The party had to learn, as did others, to remain calm through debate and to see that it is a way forward for the country, he said.

But the readiness of some officials to use military force to suppress political dissent has, at the same time, alarmed members of the newly elected Congress of People’s Deputies, who contend that it undermines the whole reform process, known as perestroika, begun by President Mikhail S. Gorbachev four years ago.

“In this entire operation, it is the tendency toward instilling fear into people that causes concern,” the six deputies, who went to Tbilisi immediately after the clashes, wrote in the avant-garde weekly newspaper Moscow News, giving a full-page summary of their own investigation into the “Tbilisi tragedy.”

“And we were really scared . . . for the fate of democratic renewal, for the fate of perestroika. Maybe we exaggerate a little . . . but in all that happened in Tbilisi could be seen a sort of model of how perestroika could be cut short.”

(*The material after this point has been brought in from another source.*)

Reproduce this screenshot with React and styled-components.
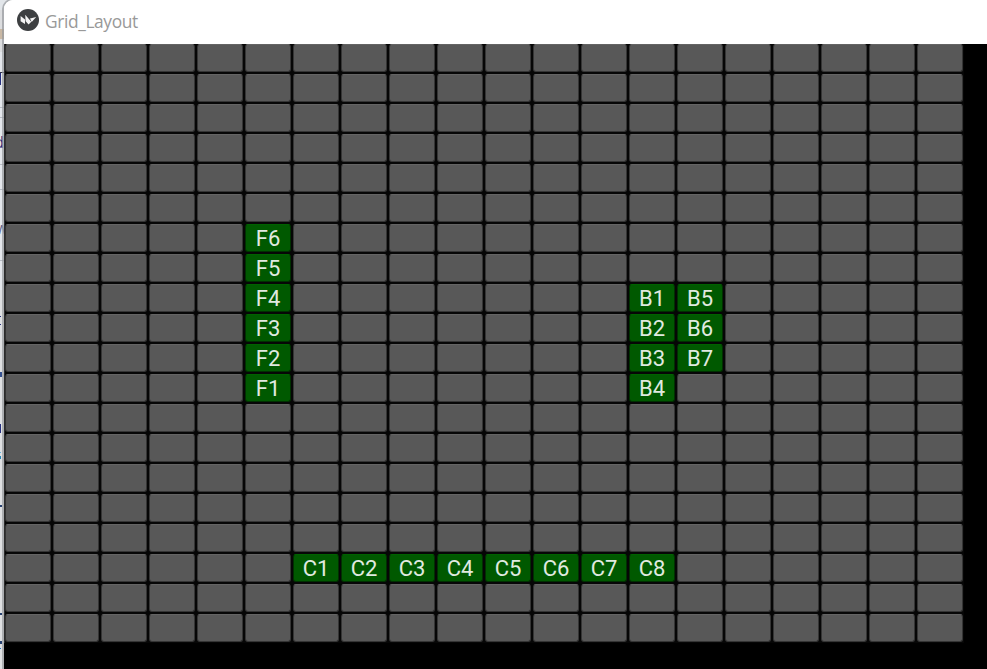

Unlike most Soviet officials and the central, state-controlled news media, the six deputies did not start with the assumption that the demonstrators, participants in one of Tbilisi’s prolonged political protests, were at fault because their all-day, all-night rally outside government offices was “unsanctioned” and because longtime dissidents had spoken.

Their report calls for new laws that “truly, genuinely will be defending perestroika, “ protecting the right of political expression, and “not to put it in mortal danger,” referring to new laws whose protection of dissent is ambiguous.

The report was signed by Yegor V. Yakovlev, editor of the Moscow News; a Georgian film-maker, Eldar Shengelaya; three prominent cinema directors, Alexander Gelman, Mikhail Belikov and Dmitri Lunkov, and a popular novelist, Boris Vasilyev.